If we don’t design schools to fulfill our core needs, and remove the limiting factors, students will not grow to their full potential.

A good analogy might be when you put a plant in a pot that is too small. The plant might stay alive, and it may even grow some new leaves, but it won’t grow as much as it could have if it had been in the right-sized pot with the right care.

So, how might we design environments to cultivate flourishing individuals and thriving communities?

There are five core design principles that emerge from research and practice.

1. Safety: Rules, Boundaries & Consequences

Creating a safe environment is first and foremost. This seems obvious, but it is a precondition that not all schools are able to meet. Safety is both physical and psychological, which means it must both actually be safe and also feel safe. To feel safe, there need to be clear rules and fair consequences.

2. Connectedness: Positivity Resonance & Belonging

Humans are social beings! People in a school environment need time and space to truly connect and know one another as whole human beings. Designing for connectedness looks like creating time and space for authentic connection — between students and between adults (and between students and adults). Authentic connection is likely to be fostered during open playtime, during teacher meetings that allow for creativity and open conversation, and in school rituals that actively foster relationships.

3. Slack: Sufficient Time-Space for Reflection, Planning & Responsiveness

A perception of scarcity inhibits our ability to be creative, empathetic, or plan long-term — all things educators need to do well! The antidote to scarcity is slack. Slack is feeling you have more than you need of a certain resource.

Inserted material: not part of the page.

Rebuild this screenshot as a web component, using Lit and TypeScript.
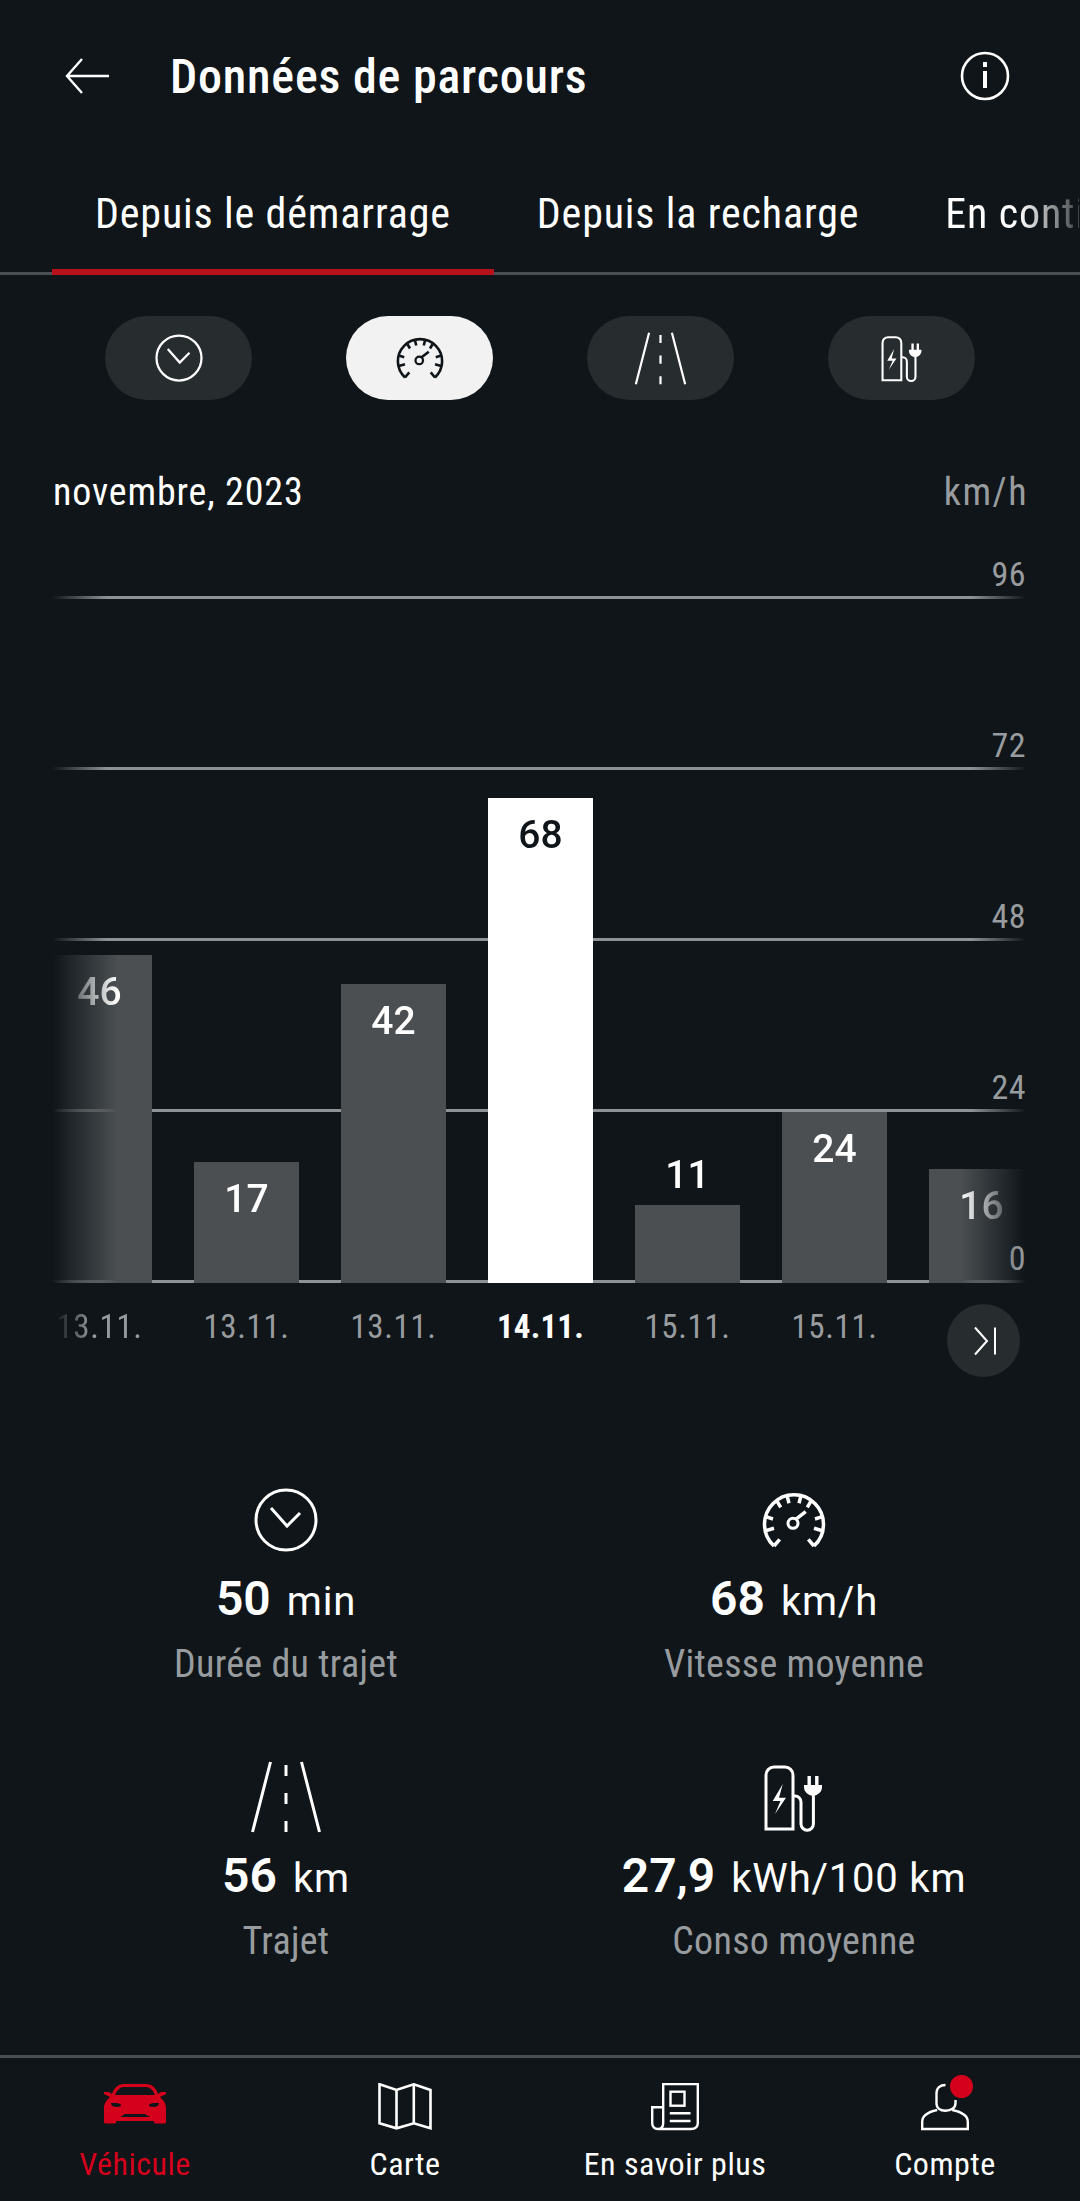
import { LitElement, html, css } from 'lit';
import { customElement } from 'lit/decorators.js';

const arrowBack = html`<svg class="ico back" viewBox="0 0 46 38"><path d="M45 19H4M18 2 3 19l15 17" fill="none" stroke="#fff" stroke-width="2.4"/></svg>`;
const infoIcon = html`<svg class="ico info" viewBox="0 0 50 50"><circle cx="25" cy="25" r="23" fill="none" stroke="#fff" stroke-width="2.6"/><rect x="23" y="11" width="4" height="5" fill="#fff"/><rect x="23" y="20" width="4" height="17" fill="#fff"/></svg>`;

const clock = (size: number) => html`<svg style="width:${size}px;height:${size}px" viewBox="0 0 64 64" fill="none" stroke="currentColor">
  <circle cx="32" cy="32" r="30" stroke-width="3"/>
  <path d="M17 20 33 38 46 25" stroke-width="3"/>
</svg>`;

const gauge = (size: number) => html`<svg style="width:${size}px;height:${size}px" viewBox="0 0 64 64" fill="none" stroke="currentColor" stroke-width="3.5">
  <path d="M12 58A29.5 29.5 0 1 1 52 58"/>
  <path d="M12 58 17.7 51.3M52 58 46.3 51.3"/>
  <path d="M25.3 8.7 27 15.3M38.7 8.7 37 15.3M15.3 13.7 18.7 19.3M48.7 13.7 45.3 19.3M3.7 28.7 11 31M60.3 28.7 53 31M3.7 42.7 12 40.3M60.3 42.7 52 40.3"/>
  <circle cx="31" cy="35.3" r="5" stroke-width="3"/>
  <path d="M33.7 31.3 43.7 23.7"/>
</svg>`;

const road = (size: number) => html`<svg style="width:${size}px;height:${size}px" viewBox="0 0 72 72" fill="none" stroke="currentColor" stroke-width="3">
  <path d="M20.5 1 2.5 71M51.5 1 69.5 71"/>
  <path d="M36 4V15M36 32V43M36 60V71"/>
</svg>`;

const charger = (size: number) => html`<svg style="width:${size}px;height:${size}px" viewBox="0 0 70 72">
  <path d="M7 68V14a8 8 0 0 1 8-8h11a8 8 0 0 1 8 8v54Z" fill="none" stroke="currentColor" stroke-width="3"/>
  <path d="M23.8 23 13.7 40h7.8L16 53l11-16.3h-7Z" fill="currentColor"/>
  <path d="M34 35h2a6 6 0 0 1 6 6v22a6.2 6.2 0 0 0 12.4 0V33" fill="none" stroke="currentColor" stroke-width="3"/>
  <path d="M45 24h18v2c0 5-4 8-9 9-5-1-9-4-9-9ZM48.5 15h3.4v9h-3.4ZM56.1 15h3.4v9h-3.4Z" fill="currentColor"/>
</svg>`;

const carIcon = html`<svg class="nav-ico" viewBox="0 0 64 48" fill="#d5001c">
  <path fill-rule="evenodd" d="M1 9h5l3 2c2-6 6-10 12-10h22c6 0 10 4 12 10l3-2h5v2l-6 3c3 3 6 6 6 11v14c0 1-1 1.500-2 1.500h-8c-1 0-2-.500-2-1.500v-1H13v1c0 1-1 1.500-2 1.500H3c-1 0-2-.500-2-1.500V25c0-5 3-8 6-11l-6-3ZM21 4c-4 0-7 3-9 8h40c-2-5-5-8-9-8ZM8 20c0 3 3 4 6 4s4-1 4-2-3-2-6-2ZM56 20h-4c-3 0-6 1-6 2s1 2 4 2 6-1 6-4ZM22 31l-5 3h30l-5-3Z"/>
</svg>`;

const mapIcon = html`<svg class="nav-ico" viewBox="0 0 64 48" fill="none" stroke="currentColor" stroke-width="2.6">
  <path d="M6.500 1.300 23.500 7 40.800 1.300 57.500 7V45.300L40.800 40.300 23.500 45.300 6.500 40.300Z"/>
  <path d="M23.500 7V45.300M40.800 1.300V40.300"/>
</svg>`;

const newsIcon = html`<svg class="nav-ico" viewBox="0 0 64 48" fill="none" stroke="currentColor" stroke-width="2.4">
  <path d="M20.200 40V1H54.800V40C54.800 44 52 46 48 46H15C11.500 46 9.200 44 9.200 40V24.300H20.200M20.200 40C20.200 44 18 46 15 46"/>
  <rect x="27.500" y="8.700" width="14" height="14"/>
  <path d="M26.800 30.300H47.500M26.800 38H47.500"/>
</svg>`;

const userIcon = html`<svg class="nav-ico" viewBox="0 0 64 48" fill="none" stroke="currentColor" stroke-width="2.4">
  <path d="M32.500 2C27 2 23.500 5 23.500 10.300V20.300C23.500 25 27 27.700 32.500 27.700S42.500 25 42.500 20.300V17"/>
  <path d="M24.200 27C15 29 9.200 33 9.200 38.700V46H54.800V38.700C54.800 33 49 29 39.200 27"/>
</svg>`;

type Bar = { value: number; date: string; active?: boolean; outside?: boolean };

const BARS: Bar[] = [
  { value: 46, date: '13.11.' },
  { value: 17, date: '13.11.' },
  { value: 42, date: '13.11.' },
  { value: 68, date: '14.11.', active: true },
  { value: 11, date: '15.11.', outside: true },
  { value: 24, date: '15.11.' },
  { value: 16, date: '' },
];

const GRID = [96, 72, 48, 24, 0];
const PX_PER_UNIT = 171 / 24;

@customElement('app-root')
export class AppRoot extends LitElement {
  static styles = css`
    :host {
      display: block;
      width: 1080px;
      height: 2201px;
      background: #0f1519;
      color: #fff;
      font-family: Roboto, sans-serif;
      font-stretch: 75%;
      overflow: hidden;
    }
    * { box-sizing: border-box; }
    svg { display: block; }

    .page { display: flex; flex-direction: column; height: 100%; }

    .header {
      height: 152px;
      display: flex;
      align-items: center;
      padding: 0 70px 0 64px;
    }
    .back { width: 46px; height: 38px; }
    .title { font-size: 48px; font-weight: 500; letter-spacing: 0.8px; margin-left: 60px; flex: 1; }
    .info { width: 50px; height: 50px; }

    .tabs {
      height: 123px;
      display: flex;
      padding-left: 52px;
      background: linear-gradient(#4a4f52, #4a4f52) bottom / 100% 3px no-repeat;
      overflow: hidden;
    }
    .tab {
      flex: none;
      position: relative;
      height: 123px;
      padding: 37px 43px 0;
      font-size: 42px;
      letter-spacing: 0.85px;
      white-space: nowrap;
    }
    .tab.active::after {
      content: '';
      position: absolute;
      left: 0;
      right: 0;
      bottom: 0;
      height: 6px;
      background: #b5121b;
    }
    .tab.last {
      width: 177px;
      padding-right: 0;
      height: 120px;
      overflow: hidden;
      mask-image: linear-gradient(90deg, #000 117px, #0004 172px);
    }

    .pills {
      display: flex;
      gap: 94px;
      padding: 41px 0 0 105px;
    }
    .pill {
      width: 147px;
      height: 84px;
      border-radius: 42px;
      background: #272c2f;
      display: flex;
      align-items: center;
      justify-content: center;
      color: #fff;
    }
    .pill.active { background: #f2f2f2; color: #0f1519; }

    .period {
      display: flex;
      justify-content: space-between;
      padding: 68px 52px 0 53px;
      font-size: 38px;
      letter-spacing: 0.85px;
      line-height: 48px;
    }
    .period .unit { color: #999c9f; letter-spacing: 1.5px; }

    .chart {
      margin: 35px 54px 0 52px;
      display: grid;
      height: 756px;
    }
    .grid-layer, .bars { grid-area: 1 / 1; }

    .grid-layer { display: flex; flex-direction: column; }
    .grid-row { height: 171px; display: flex; flex-direction: column; justify-content: flex-end; flex: none; }
    .grid-row:first-child { height: 48px; }
    .grid-label {
      text-align: right;
      font-size: 34px;
      letter-spacing: 0.5px;
      line-height: 32px;
      color: #999c9f;
      margin-bottom: 6px;
    }
    .grid-line {
      height: 3px;
      background: linear-gradient(90deg, transparent 0, #8e9295 55px, #8e9295 calc(100% - 55px), transparent 100%);
    }

    .bars {
      display: flex;
      gap: 42px;
      align-items: flex-end;
      margin-left: -5px;
      height: 732px;
      overflow: hidden;
      mask-image: linear-gradient(90deg, transparent 5px, #000 70px, #000 calc(100% - 65px), transparent 100%);
    }
    .bar-col { flex: none; width: 105px; display: flex; flex-direction: column; align-items: center; }
    .bar { width: 100%; background: #4b4f52; text-align: center; padding-top: 15px; }
    .bar.active { background: #fff; color: #0f1519; }
    .value { font-size: 39px; line-height: 44px; font-weight: 500; font-stretch: 100%; }
    .value.outside { margin-bottom: 8px; }

    .dates {
      display: flex;
      gap: 42px;
      margin: 0 0 0 47px;
      height: 0;
      align-items: flex-start;
    }
    .date { flex: none; width: 105px; text-align: center; font-size: 33px; letter-spacing: 0.6px; line-height: 40px; color: #999c9f; }
    .date.active { color: #fff; font-weight: 700; letter-spacing: 0.2px; }
    .date.first { mask-image: linear-gradient(90deg, transparent 8px, #000 45px); }
    .next {
      width: 73px;
      height: 73px;
      border-radius: 50%;
      background: #272c2f;
      margin: -3px 0 0 18px;
      flex: none;
      display: flex;
      align-items: center;
      justify-content: center;
    }

    .stats {
      display: grid;
      grid-template-columns: 508px 508px;
      padding: 0 32px;
      margin-top: 177px;
    }
    .stat { display: flex; flex-direction: column; align-items: center; height: 277px; }
    .stat-icon { height: 72px; display: flex; align-items: center; justify-content: center; }
    .stat-value { display: flex; align-items: baseline; gap: 16px; margin-top: 16px; line-height: 54px; font-stretch: 100%; }
    .stat-value b { font-size: 48px; font-weight: 600; }
    .stat-value span { font-size: 40px; letter-spacing: 0.8px; }
    .stat-label { font-size: 38px; letter-spacing: 0.3px; line-height: 46px; color: #999c9f; margin-top: 12px; }

    .nav {
      margin-top: auto;
      height: 146px;
      border-top: 3px solid #4a4f52;
      display: grid;
      grid-template-columns: repeat(4, 270px);
    }
    .nav-item { display: flex; flex-direction: column; align-items: center; padding-top: 25px; font-size: 32px; letter-spacing: 0.5px; position: relative; }
    .nav-item.active { color: #d5001c; }
    .nav-ico { height: 48px; width: 64px; }
    .nav-label { margin-top: 13px; line-height: 40px; }
    .dot { position: absolute; width: 23px; height: 23px; border-radius: 50%; background: #d5001c; top: 17px; left: 140px; }
  `;

  render() {
    return html`
      <div class="page">
        <div class="header">
          ${arrowBack}
          <div class="title">Données de parcours</div>
          ${infoIcon}
        </div>
        <div class="tabs">
          <div class="tab active">Depuis le démarrage</div>
          <div class="tab">Depuis la recharge</div>
          <div class="tab last">En continu</div>
        </div>
        <div class="pills">
          <div class="pill">${clock(48)}</div>
          <div class="pill active">${gauge(48)}</div>
          <div class="pill">${road(53)}</div>
          <div class="pill">${charger(50)}</div>
        </div>
        <div class="period"><span>novembre, 2023</span><span class="unit">km/h</span></div>
        <div class="chart">
          <div class="grid-layer">
            ${GRID.map(g => html`<div class="grid-row"><div class="grid-label">${g}</div><div class="grid-line"></div></div>`)}
          </div>
          <div class="bars">
            ${BARS.map(b => html`
              <div class="bar-col">
                ${b.outside ? html`<div class="value outside">${b.value}</div>` : ''}
                <div class="bar ${b.active ? 'active' : ''}" style="height:${Math.round(b.value * PX_PER_UNIT)}px">
                  ${b.outside ? '' : html`<div class="value">${b.value}</div>`}
                </div>
              </div>`)}
          </div>
        </div>
        <div class="dates">
          ${BARS.slice(0, 6).map((b, i) => html`<div class="date ${b.active ? 'active' : ''} ${i === 0 ? 'first' : ''}">${b.date}</div>`)}
          <div class="next"><svg width="30" height="30" viewBox="0 0 30 30" fill="none" stroke="#fff" stroke-width="2"><path d="M6 1.500 18 15 6 28.500M26 1.500V28.500"/></svg></div>
        </div>
        <div class="stats">
          <div class="stat">
            <div class="stat-icon">${clock(64)}</div>
            <div class="stat-value"><b>50</b><span>min</span></div>
            <div class="stat-label">Durée du trajet</div>
          </div>
          <div class="stat">
            <div class="stat-icon">${gauge(64)}</div>
            <div class="stat-value"><b>68</b><span>km/h</span></div>
            <div class="stat-label">Vitesse moyenne</div>
          </div>
          <div class="stat">
            <div class="stat-icon">${road(72)}</div>
            <div class="stat-value"><b>56</b><span>km</span></div>
            <div class="stat-label">Trajet</div>
          </div>
          <div class="stat">
            <div class="stat-icon">${charger(72)}</div>
            <div class="stat-value"><b>27,9</b><span>kWh/100 km</span></div>
            <div class="stat-label">Conso moyenne</div>
          </div>
        </div>
        <div class="nav">
          <div class="nav-item active">${carIcon}<div class="nav-label">Véhicule</div></div>
          <div class="nav-item">${mapIcon}<div class="nav-label">Carte</div></div>
          <div class="nav-item">${newsIcon}<div class="nav-label">En savoir plus</div></div>
          <div class="nav-item">${userIcon}<div class="dot"></div><div class="nav-label">Compte</div></div>
        </div>
      </div>
    `;
  }
}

Designing for slack at a school level means adults have sufficient time to plan, to reflect individually and together, to try new things, evaluate effects, and to deal with unanticipated crises. This means having sufficient time to absorb unexpected demands, detours, or delays without causing panic, and still being able to meet deadlines. Slack has to be built into the schedule at the school and the classroom level (while I focus on time, this is applicable for all resources).

4. Autonomy Support: Freedom, Self-Direction, & Choice

At the most basic level, “autonomy support” means allowing for meaningful choice and self-direction. For students, designing for autonomy support is related most directly with pedagogy — to whether there’s “choice and voice” and ability to pursue things that are of interest to them. But this is important for educators as well as students. If schools aren’t empowering for teachers, it cannot be for students. This means the school administrators need to provide teachers the opportunity to evaluate options, make their own decisions, take initiative, contribute to important group decisions, and be self-directed.

5. Democratic Voice: Participation & Voice

School is our primary collective socializing institution. School is where students learn our collective norms and how to interact with and collaborate with one another. Part of what we hope to socialize into is a thriving democracy. Designing for democracy means practicing its key skills, like deliberation, perspective-taking, and collaboration. This requires educators and students have meaningful roles in key aspects of how the school is run — the governance, rule development, discipline, and maintenance.